V. arbeitete an seinem Josephus schon in jüngeren Jahren. Da er Joseph’s Jugendgeschichte erst später hinzufügte und dem fertigen Stück vorsetzte, so hat dasselbe statt der gewöhnlichen fünf sechs Acte. Es kommen nicht weniger als 81 Personen vor. Der Dichter gibt aber Anweisung, wie man es ’mit Ueberhüpfung unterschiedlicher Stellen‘ auch mit weniger Personen und auch an einem statt an zwei Tagen, für welche es ursprünglich berechnet war, aufführen [200] könne. Mit dem Maßstabe der Zeit gemessen ist der Josephus ein Schauspiel von dramatischer Kraft und nicht ohne gesunden Witz. Eigenthümlich sind die volksthümlich-harzischen Stellen, die besonders durch die Lieblingsfigur des Bettlers Lentzo Sauprange, sonst Enjers vom Harz genannt, herbeigeführt werden.
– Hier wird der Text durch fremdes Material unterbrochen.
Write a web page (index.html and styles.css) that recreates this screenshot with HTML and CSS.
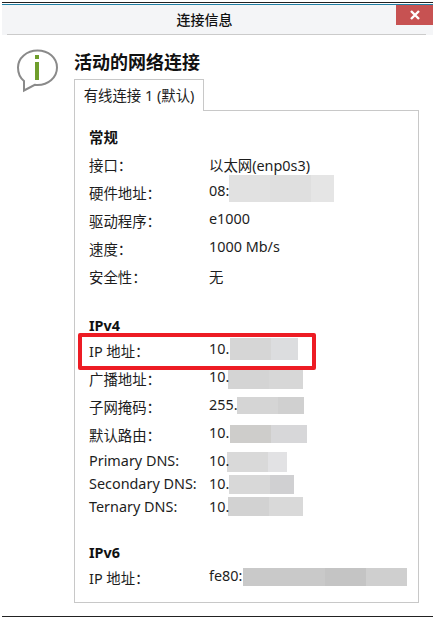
FILE: index.html
```html
<!DOCTYPE html>
<html lang="zh">
<head>
<meta charset="utf-8">
<title>连接信息</title>
<link rel="stylesheet" href="styles.css">
</head>
<body>
<div class="window">
  <header class="titlebar">
    <div class="title">连接信息</div>
    <div class="close"><svg width="10" height="10" viewBox="0 0 10 10"><path d="M1 1L9 9M9 1L1 9" stroke="#fff" stroke-width="2.400" fill="none"/></svg></div>
  </header>
  <div class="content">
    <svg class="info" width="44" height="46" viewBox="0 0 44 46">
      <path d="M21.500 2.500C10.700 2.500 2 9.900 2 19.500c0 5.800 2.300 10.500 6 13.500v9.500l10.800-5.700c.9.100 1.800.2 2.700.2 10.800 0 19.500-7.600 19.500-17.500S32.300 2.500 21.500 2.500z" fill="#fff" stroke="#8a8a8a" stroke-width="2"/>
      <rect x="19" y="7" width="4" height="4" fill="#6f9e2c"/>
      <rect x="19" y="14" width="4" height="18" fill="#6f9e2c"/>
    </svg>
    <main class="main">
      <h1 class="heading">活动的网络连接</h1>
      <div class="tabs"><div class="tab">有线连接 1 (默认)</div><div class="tab-rest"></div></div>
      <section class="panel">
        <h2 class="group-title first">常规</h2>
        <div class="row tall"><span class="label">接口<span class="colon">：</span></span><span class="value">以太网(enp0s3)</span></div>
        <div class="row tall"><span class="label">硬件地址<span class="colon">：</span></span><span class="value raised">08:</span><i class="blur b-hw"></i></div>
        <div class="row tall"><span class="label">驱动程序<span class="colon">：</span></span><span class="value raised">e1000</span></div>
        <div class="row tall"><span class="label">速度<span class="colon">：</span></span><span class="value raised">1000 Mb/s</span></div>
        <div class="row tall"><span class="label">安全性<span class="colon">：</span></span><span class="value">无</span></div>

        <h2 class="group-title second">IPv4</h2>
        <div class="row tall"><span class="label">IP 地址<span class="colon">：</span></span><span class="value raised">10.</span><i class="blur b-ip"></i></div>
        <div class="row tall"><span class="label">广播地址<span class="colon">：</span></span><span class="value raised">10.</span><i class="blur b-bc"></i></div>
        <div class="row tall"><span class="label">子网掩码<span class="colon">：</span></span><span class="value raised">255.</span><i class="blur b-mask"></i></div>
        <div class="row tall"><span class="label">默认路由<span class="colon">：</span></span><span class="value raised">10.</span><i class="blur b-gw"></i></div>
        <div class="row short first-dns"><span class="label">Primary DNS:</span><span class="value">10.</span><i class="blur b-dns1"></i></div>
        <div class="row short"><span class="label">Secondary DNS:</span><span class="value">10.</span><i class="blur b-dns2"></i></div>
        <div class="row short"><span class="label">Ternary DNS:</span><span class="value">10.</span><i class="blur b-dns3"></i></div>

        <h2 class="group-title third">IPv6</h2>
        <div class="row tall"><span class="label">IP 地址<span class="colon">：</span></span><span class="value raised">fe80:</span><i class="blur b-v6"></i></div>
      </section>
    </main>
  </div>
  <div class="highlight"></div>
  <div class="bottom-line"></div>
</div>
</body>
</html>
```
FILE: styles.css
```css
* { box-sizing: border-box; }
html, body { margin: 0; padding: 0; background: #fff; }
body {
  font-family: "Noto Sans", "Noto Sans CJK SC", sans-serif;
  font-size: 14.4px;
  color: #1d1d1d;
}
.window {
  position: relative;
  width: 433px;
  height: 619px;
  padding-top: 2px;
  overflow: hidden;
}
.titlebar {
  position: relative;
  height: 33px;
  display: flex;
  justify-content: center;
  align-items: center;
  margin-left: 2px;
  padding: 0 26px 0 0;
  background: #f4f5f7;
  border-top: 1px solid #222;
  box-shadow: inset 0 1px 0 #fff, inset 0 2px 0 #1f7fa5;
}
.titlebar::after {
  content: "";
  position: absolute;
  left: 5px;
  right: 7px;
  bottom: 0;
  height: 1px;
  background: #cbcbcb;
}
.title { font-size: 14px; font-weight: 500; color: #111; }
.close {
  position: absolute;
  top: 2px;
  right: 0;
  width: 37px;
  height: 20px;
  display: flex;
  align-items: center;
  justify-content: center;
  background: #c75252;
}
.content {
  display: flex;
  padding: 14px 14px 0 16px;
}
.info { flex: none; margin-right: 14px; margin-top: -1px; }
.main { flex: 1; }
.heading {
  margin: 0;
  font-size: 18px;
  font-weight: 700;
  line-height: 26px;
  height: 30px;
  color: #111;
}
.tabs { display: flex; height: 32px; }
.tab {
  width: 130px;
  height: 32px;
  border: 1px solid #c8c8c8;
  border-bottom: 0;
  background: #fff;
  line-height: 31px;
  text-align: center;
}
.tab-rest { flex: 1; border-bottom: 1px solid #c8c8c8; }
.panel {
  height: 493px;
  margin-top: -1px;
  padding: 18px 14px 0;
  border: 1px solid #c8c8c8;
  border-top: 0;
}
.group-title {
  margin: 0;
  font-size: 14.400px;
  font-weight: 700;
  line-height: 20px;
  color: #111;
}
.first { margin-bottom: 2px; }
.second { margin-top: 26px; }
.third { margin-top: 25px; }
.first-dns { margin-top: 1px; }
.row { position: relative; display: flex; align-items: center; }
.tall { height: 28px; }
.short { height: 23px; }
.label { flex: none; width: 120px; }
.colon { font-family: "Noto Sans CJK TC", sans-serif; }
.value { position: relative; z-index: 1; display: block; }
.raised { padding-bottom: 4px; }
.blur { position: absolute; display: block; }
.b-hw { left: 140px; top: -3px; width: 105px; height: 27px; background: linear-gradient(90deg, #e1e1e1 0 41px, #dfdfdf 41px 82px, #e5e5e5 82px); }
.b-ip { left: 141px; top: 2px; width: 68px; height: 22px; background: linear-gradient(90deg, #d6d6d6 0 41px, #dcdddf 41px); }
.b-bc { left: 139px; top: 6px; width: 75px; height: 19px; background: linear-gradient(90deg, #d4d4d4 0 41px, #d7d7d7 41px); }
.b-mask { left: 148px; top: 5px; width: 67px; height: 17px; background: linear-gradient(90deg, #d5d5d5 0 41px, #d0d0d0 41px); }
.b-gw { left: 141px; top: 5px; width: 77px; height: 18px; background: linear-gradient(90deg, #cecdcb 0 41px, #d7d7d9 41px); }
.b-dns1 { left: 138px; top: 3px; width: 60px; height: 20px; background: linear-gradient(90deg, #d9d9d9 0 41px, #e2e2e4 41px); }
.b-dns2 { left: 140px; top: 3px; width: 65px; height: 19px; background: linear-gradient(90deg, #d8d8d8 0 41px, #d0d0d2 41px); }
.b-dns3 { left: 139px; top: 2px; width: 75px; height: 19px; background: linear-gradient(90deg, #d2d2d2 0 41px, #d9d9d9 41px); }
.b-v6 { left: 154px; top: 5px; width: 164px; height: 18px; background: linear-gradient(90deg, #c9c9c9 0 82px, #c4c4c4 82px 123px, #cfcfcf 123px); }
.highlight {
  position: absolute;
  left: 78px;
  top: 333px;
  width: 238px;
  height: 37px;
  border: 4px solid #ed1c24;
  border-radius: 2px;
}
.bottom-line {
  position: absolute;
  left: 2px;
  right: 0;
  top: 616px;
  height: 1px;
  background: #222;
}
```
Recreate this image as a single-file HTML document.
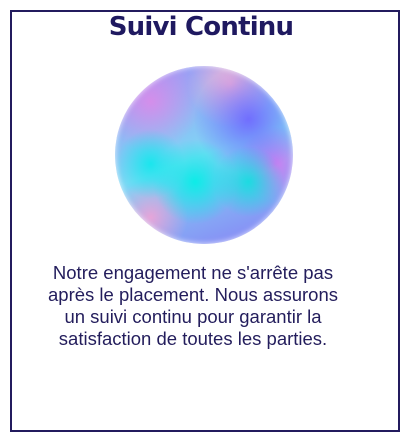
<!DOCTYPE html>
<html><head><meta charset="utf-8"><style>
html,body{margin:0;padding:0;background:#fff;width:410px;height:433px;overflow:hidden}
.box{position:absolute;left:10px;top:10px;width:386px;height:418px;border:2px solid #231b5e;}
h1{position:absolute;left:-4px;width:410px;top:11px;margin:0;text-align:center;font:bold 26px/32px "DejaVu Sans","Liberation Sans",sans-serif;color:#1f1960;letter-spacing:-0.8px}
p{position:absolute;left:-12px;width:410px;top:262px;margin:0;text-align:center;font:18.5px/22px "Liberation Sans",sans-serif;color:#231d5c}
.orb{position:absolute;left:115px;top:66px;width:178px;height:178px;border-radius:50%;overflow:hidden;
background:
radial-gradient(circle at 45% 65%, rgba(0,240,230,.9) 0, rgba(0,230,230,0) 28%),
radial-gradient(circle at 20% 55%, rgba(0,235,235,.8) 0, rgba(0,235,235,0) 20%),
radial-gradient(circle at 75% 65%, rgba(0,230,220,.8) 0, rgba(0,230,220,0) 20%),
radial-gradient(circle at 75% 30%, rgba(110,100,255,.9) 0, rgba(110,100,255,0) 30%),
radial-gradient(circle at 65% 10%, rgba(255,180,210,.9) 0, rgba(255,180,210,0) 22%),
radial-gradient(circle at 20% 20%, rgba(240,130,230,.7) 0, rgba(240,130,230,0) 25%),
radial-gradient(circle at 20% 85%, rgba(255,160,210,.8) 0, rgba(255,160,210,0) 18%),
radial-gradient(circle at 90% 55%, rgba(220,110,240,.8) 0, rgba(220,110,240,0) 20%),
linear-gradient(160deg,#a08cf5,#7fd8f5 50%,#8a7cf5);
box-shadow:inset 0 0 6px rgba(255,255,255,.8)}
</style></head><body>
<div class="box"></div>
<h1>Suivi Continu</h1>
<div class="orb"></div>
<p>Notre engagement ne s'arrête pas<br>après le placement. Nous assurons<br>un suivi continu pour garantir la<br>satisfaction de toutes les parties.</p>
</body></html>
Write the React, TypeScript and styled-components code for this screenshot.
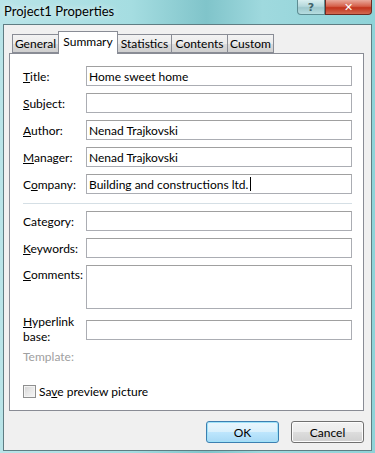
import React from "react";
import styled, { createGlobalStyle } from "styled-components";

const FONT = `"Lato", "Open Sans", Arial, sans-serif`;

const Global = createGlobalStyle`
  html, body { margin: 0; padding: 0; }
  body { font-family: ${FONT}; font-size: 12px; }
`;

const Window = styled.div`
  width: 375px;
  height: 453px;
  box-sizing: border-box;
  display: flex;
  flex-direction: column;
  background: linear-gradient(90deg, #b9e4e8 0%, #a5dde1 35%, #80c4ca 55%, #9fd9de 70%, #8fd3d8 100%);
  overflow: hidden;
`;

const TitleBar = styled.div`
  height: 24px;
  display: flex;
  align-items: flex-start;
  justify-content: space-between;
  padding: 0 3px 0 4px;
  box-sizing: border-box;
`;

const TitleText = styled.div`
  font-family: ${FONT};
  font-size: 13px;
  line-height: 15px;
  padding-top: 4px;
  color: #000;
  text-shadow: 0 0 6px rgba(255, 255, 255, 0.9);
`;

const CaptionButtons = styled.div`
  display: flex;
`;

const CaptionButton = styled.div<{ $close?: boolean }>`
  width: ${(p) => (p.$close ? "47px" : "28px")};
  height: 15px;
  box-sizing: border-box;
  border: 1px solid ${(p) => (p.$close ? "#6d2a22" : "#5d8c92")};
  border-top: none;
  border-radius: ${(p) => (p.$close ? "0 0 4px 0" : "0 0 0 4px")};
  background: ${(p) =>
    p.$close
      ? "linear-gradient(180deg, #e9a99c 0%, #d5604a 45%, #c2331c 55%, #d26a52 100%)"
      : "linear-gradient(180deg, #d9eef0 0%, #b5d8dc 45%, #9ec8cd 55%, #b6dde0 100%)"};
  display: flex;
  align-items: center;
  justify-content: center;
  color: ${(p) => (p.$close ? "#fff" : "#40626a")};
  font-family: "DejaVu Sans", sans-serif;
  font-weight: bold;
  font-size: 11px;
  line-height: 1;
`;

const Client = styled.div`
  flex: 1;
  margin: 0 3px 2px 3px;
  border: 1px solid #5f7d83;
  background: #f0f0f0;
  display: flex;
  flex-direction: column;
  padding: 6px 8px 0 5px;
  box-sizing: border-box;
`;

const TabStrip = styled.div`
  display: flex;
  align-items: flex-end;
  padding-left: 3px;
  height: 22px;
  position: relative;
  z-index: 1;
`;

const Tab = styled.div<{ $active?: boolean; $w: number }>`
  box-sizing: border-box;
  height: ${(p) => (p.$active ? "23px" : "19px")};
  margin-bottom: ${(p) => (p.$active ? "-1px" : "0")};
  padding-top: ${(p) => (p.$active ? "2px" : "0")};
  border: 1px solid #898c95;
  border-bottom: ${(p) => (p.$active ? "none" : "1px solid #898c95")};
  margin-left: -1px;
  background: ${(p) =>
    p.$active ? "#fff" : "linear-gradient(180deg, #f3f3f3 0%, #ebebeb 50%, #dddddd 51%, #cfcfcf 100%)"};
  width: ${(p) => p.$w}px;
  display: flex;
  justify-content: center;
  align-items: ${(p) => (p.$active ? "flex-start" : "center")};
  font-size: 12px;
  line-height: 15px;
  color: #000;
  &:first-child {
    margin-left: 0;
  }
`;

const Panel = styled.div`
  height: 358px;
  width: 355px;
  box-sizing: border-box;
  border: 1px solid #898c95;
  background: #fff;
  padding: 12px 10px 0 13px;
  display: flex;
  flex-direction: column;
`;

const Row = styled.div<{ $h?: number; $gap?: number; $top?: boolean }>`
  display: flex;
  align-items: ${(p) => (p.$top ? "flex-start" : "center")};
  height: ${(p) => p.$h ?? 20}px;
  margin-bottom: ${(p) => p.$gap ?? 7}px;
`;

const Label = styled.div<{ $disabled?: boolean; $shift?: number }>`
  width: 63px;
  flex: none;
  font-size: 12px;
  line-height: 15px;
  color: ${(p) => (p.$disabled ? "#a0a0a0" : "#000")};
  margin-top: ${(p) => p.$shift ?? 0}px;
  u {
    text-decoration: underline;
    text-underline-offset: 1px;
  }
`;

const Field = styled.div<{ $h?: number }>`
  width: 266px;
  height: ${(p) => p.$h ?? 20}px;
  box-sizing: border-box;
  border: 1px solid #abadb3;
  border-top-color: #a0a0a0;
  background: #fff;
  padding: 0 2px;
  display: flex;
  align-items: center;
  font-size: 12px;
  color: #000;
  white-space: nowrap;
`;

const Caret = styled.span`
  display: inline-block;
  width: 1px;
  height: 14px;
  background: #000;
  margin-left: 2px;
`;

const Separator = styled.div`
  height: 1px;
  background: #d5dfe5;
  width: 329px;
  margin: 1px 0 7px;
`;

const CheckRow = styled.div`
  display: flex;
  align-items: center;
  gap: 3px;
  height: 15px;
  margin-top: 20px;
  font-size: 12px;
  line-height: 15px;
  u {
    text-decoration: underline;
    text-underline-offset: 1px;
  }
`;

const Box = styled.div`
  width: 13px;
  height: 13px;
  box-sizing: border-box;
  border: 1px solid #8e8f8f;
  background: linear-gradient(135deg, #d2d2d2 0%, #e8e8e8 50%, #f6f6f6 100%);
  box-shadow: inset 0 0 0 1px #f4f4f4;
`;

const Footer = styled.div`
  display: flex;
  justify-content: flex-end;
  gap: 12px;
  padding: 10px 0 0;
  margin-right: -1px;
`;

const Button = styled.div<{ $default?: boolean }>`
  width: 73px;
  height: 22px;
  box-sizing: border-box;
  border-radius: 3px;
  border: 1px solid ${(p) => (p.$default ? "#3c7fb1" : "#707070")};
  background: ${(p) =>
    p.$default
      ? "linear-gradient(180deg, #eaf6fd 0%, #d9f0fc 50%, #bee6fd 51%, #a7d9f5 100%)"
      : "linear-gradient(180deg, #f2f2f2 0%, #ebebeb 50%, #dddddd 51%, #cfcfcf 100%)"};
  box-shadow: ${(p) => (p.$default ? "inset 0 0 0 1px #9fe2f8" : "inset 0 0 0 1px #fcfcfc")};
  display: flex;
  align-items: center;
  justify-content: center;
  font-size: 12px;
  color: #000;
`;

const tabs = [
  { t: "General", w: 47 },
  { t: "Summary", w: 60, a: true },
  { t: "Statistics", w: 55 },
  { t: "Contents", w: 57 },
  { t: "Custom", w: 47 },
];

export default function App() {
  return (
    <>
      <Global />
      <Window>
        <TitleBar>
          <TitleText>Project1 Properties</TitleText>
          <CaptionButtons>
            <CaptionButton>?</CaptionButton>
            <CaptionButton $close>✕</CaptionButton>
          </CaptionButtons>
        </TitleBar>
        <Client>
          <TabStrip>
            {tabs.map((t) => (
              <Tab key={t.t} $active={t.a} $w={t.w}>
                {t.t}
              </Tab>
            ))}
          </TabStrip>
          <Panel>
            <Row>
              <Label>
                <u>T</u>itle:
              </Label>
              <Field>Home sweet home</Field>
            </Row>
            <Row>
              <Label>
                <u>S</u>ubject:
              </Label>
              <Field />
            </Row>
            <Row>
              <Label>
                <u>A</u>uthor:
              </Label>
              <Field>Nenad Trajkovski</Field>
            </Row>
            <Row>
              <Label>
                <u>M</u>anager:
              </Label>
              <Field>Nenad Trajkovski</Field>
            </Row>
            <Row $gap={8}>
              <Label>
                C<u>o</u>mpany:
              </Label>
              <Field>
                Building and constructions ltd.
                <Caret />
              </Field>
            </Row>
            <Separator />
            <Row>
              <Label>
                Cate<u>g</u>ory:
              </Label>
              <Field />
            </Row>
            <Row>
              <Label>
                <u>K</u>eywords:
              </Label>
              <Field />
            </Row>
            <Row $h={44} $gap={11} $top>
              <Label $shift={2}>
                <u>C</u>omments:
              </Label>
              <Field $h={44} />
            </Row>
            <Row $gap={9} $top>
              <Label $shift={-6}>
                <u>H</u>yperlink
                <br />
                base:
              </Label>
              <Field />
            </Row>
            <Row $h={15} $gap={0}>
              <Label $disabled>Template:</Label>
            </Row>
            <CheckRow>
              <Box />
              <span>
                Sa<u>v</u>e preview picture
              </span>
            </CheckRow>
          </Panel>
          <Footer>
            <Button $default>OK</Button>
            <Button>Cancel</Button>
          </Footer>
        </Client>
      </Window>
    </>
  );
}
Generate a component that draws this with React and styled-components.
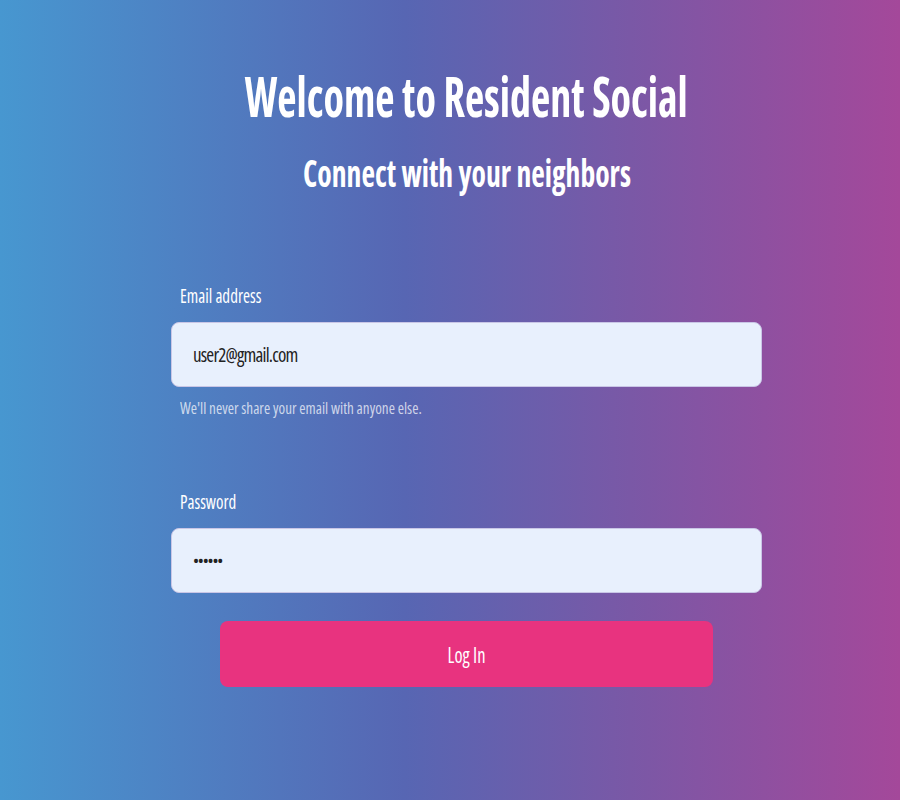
import React from 'react';
import styled, { createGlobalStyle, css } from 'styled-components';

const GlobalStyle = createGlobalStyle`
  html, body {
    margin: 0;
    padding: 0;
  }
  body {
    font-family: "Open Sans", "Noto Sans", sans-serif;
    font-stretch: 75%;
  }
`;

// the reference type is a tall, very narrow face: condensed Open Sans squeezed a bit more
const narrow = (x) => css`
  display: inline-block;
  transform: scaleX(${x});
  white-space: nowrap;
`;

export default function App() {
  return (
    <Page>
      <GlobalStyle />
      <Column>
        <Title>Welcome to Resident Social</Title>
        <Subtitle>Connect with your neighbors</Subtitle>
        <Form onSubmit={(e) => e.preventDefault()}>
          <Field>
            <Label htmlFor="email">Email address</Label>
            <Input id="email" type="email" defaultValue="user2@gmail.com" />
            <Hint>We'll never share your email with anyone else.</Hint>
          </Field>
          <Field $top={72}>
            <Label htmlFor="password">Password</Label>
            <Input id="password" type="password" defaultValue="123456" $secret />
          </Field>
          <Button type="submit">
            <ButtonText>Log In</ButtonText>
          </Button>
        </Form>
      </Column>
    </Page>
  );
}

const Page = styled.div`
  width: 100%;
  min-height: 800px;
  box-sizing: border-box;
  padding-left: 33px;
  background: linear-gradient(to right, #4797d0 0%, #5766b3 45%, #7a58a6 70%, #a4489a 100%);
  display: flex;
  justify-content: center;
`;

const Column = styled.div`
  width: 591px;
  display: flex;
  flex-direction: column;
  align-items: center;
  padding-top: 63px;
`;

const Title = styled.h1`
  ${narrow(0.75)};
  margin: 0;
  color: #fff;
  font-size: 56px;
  font-weight: 700;
  line-height: 64px;
`;

const Subtitle = styled.h2`
  ${narrow(0.8)};
  margin: 24px 0 0;
  color: #fff;
  font-size: 37px;
  font-weight: 700;
  line-height: 44px;
`;

const Form = styled.form`
  width: 100%;
  margin-top: 89px;
  display: flex;
  flex-direction: column;
  align-items: center;
`;

const Field = styled.div`
  width: 100%;
  display: flex;
  flex-direction: column;
  align-items: flex-start;
  margin-top: ${(p) => p.$top || 0}px;
`;

const Label = styled.label`
  ${narrow(0.85)};
  transform-origin: left center;
  color: #fff;
  font-size: 20px;
  line-height: 24px;
  margin-left: 9px;
  margin-bottom: 14px;
`;

const Input = styled.input`
  box-sizing: border-box;
  width: 100%;
  height: 65px;
  padding: 0 21px;
  border: 1px solid #c9c6e6;
  border-radius: 8px;
  background: #e8f0fd;
  color: #222;
  font-family: inherit;
  font-stretch: 75%;
  font-size: ${(p) => (p.$secret ? 16 : 19)}px;
  letter-spacing: ${(p) => (p.$secret ? -1.2 : -0.8)}px;
  outline: none;
`;

const Hint = styled.small`
  ${narrow(0.89)};
  transform-origin: left center;
  color: rgba(255, 255, 255, 0.72);
  font-size: 17px;
  line-height: 20px;
  margin-left: 9px;
  margin-top: 11px;
`;

const Button = styled.button`
  width: 493px;
  height: 66px;
  margin-top: 28px;
  border: none;
  border-radius: 8px;
  background: #e8337f;
  color: #fff;
  font-family: inherit;
  font-stretch: 75%;
  cursor: pointer;
`;

const ButtonText = styled.span`
  ${narrow(0.84)};
  font-size: 22px;
  line-height: 28px;
`;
Hierin tritt uns die harmlos witzige Person des Dichters entgegen, wie sie uns auch von den Zeitgenossen bezeugt wird. Als er sich 1593 um die Neustädter Pfarrstelle bewirbt, müssen auch die Gegner anerkennen, daß V. ein ’guter Geselle‘ sei. Unmittelbar nach seinem Ableben erinnert aber Fortman die Amtsbrüder daran, wie er durch sein mit geziemender Würde gepaartes anmuthiges Wesen und seinen feinen Witz sie oft aufs höchste ergötzt habe. Wie weit er bei den sonstigen in Wernigerode während seiner Amtszeit als Conrector aufgeführten Schauspielen ebenfalls dichtend oder umdichtend thätig war, wird sich nicht entscheiden lassen.

Vgl. Zeitschr. d. Harzver. f. Gesch. u. Alterth.-Kunde I (1868), S. 87 bis 99, 113–117; 18 (1885), S. 238–241 und die Pfarrbestallungen von Wasserleben, Drübeck u. a. Correspondenzen im fürstl. Arch. zu Wernigerode.